Dimensional expansion of 1D zigzag chains to a 2D two-fold interpenetrated metal–organic framework for adsorption of lanthanide cations and white light emission

Abstract

A two-dimensional (2D) layered metal–organic framework (MOF), [Cd(hsb-2)(bdc)·5H₂O]_n (HSB-W10), was constructed from Cd(II) and the mixed ligands of bdc (1,4-benzendicarboxylate) and hydrogenated Schiff base hsb-2 (1,2-bis(4′-pyridylmethylamino)-ethane) under mild conditions. The self-assembly of HSB-W10 was predicted with the help of a dimension expansion strategy.
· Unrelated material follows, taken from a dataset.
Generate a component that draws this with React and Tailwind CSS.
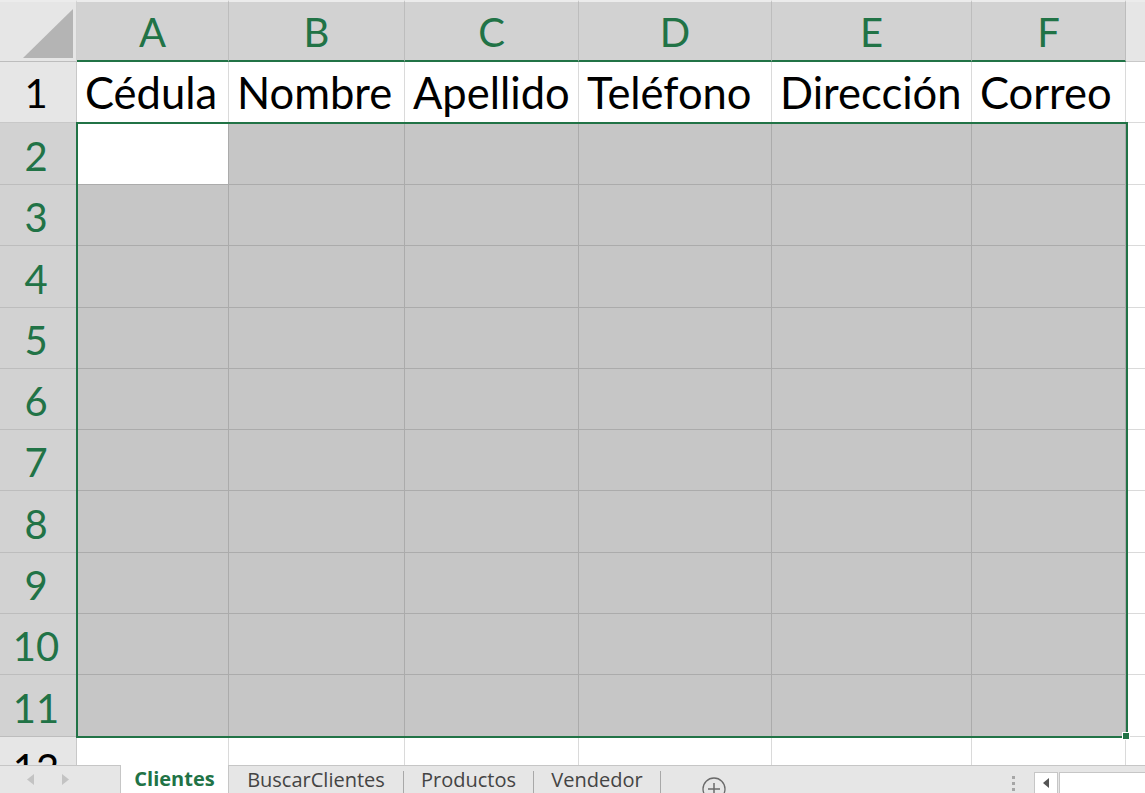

By slowly diffusing Cd(II) into the bdc solution, one dimensional (1D) zigzag [Cd(bdc)]_n chains arranged in a staggered manner were formed, which can be knitted to a 2D two-fold interpenetrated network if a suitable second ligand was employed. When hsb-2 was added as the second ligand, the staggered zigzag Cd-bdc chains were linked together respectively, resulting in the formation of HSB-W10 with a 2D layered structure. Due to its interpenetrated structural features, HSB-W10 exhibited good thermodynamic and chemical stability. HSB-W10 can serve as a host matrix to encapsulate Tb³⁺ and Eu³⁺ for tunable fluorescence emission. White-light emission was also obtained by finely tuning the inclusion amounts of Tb³⁺ and Eu³⁺. 0.064Tb(H₂O)_x³⁺/0.012Eu(H₂O)_x³⁺@HSB-W10 was obtained with the corresponding CIE coordinate of (0.33, 0.29). This work provided a new strategy to fabricate MOFs with the interpenetrated network, which is also beneficial to enhancing the performance of MOFs.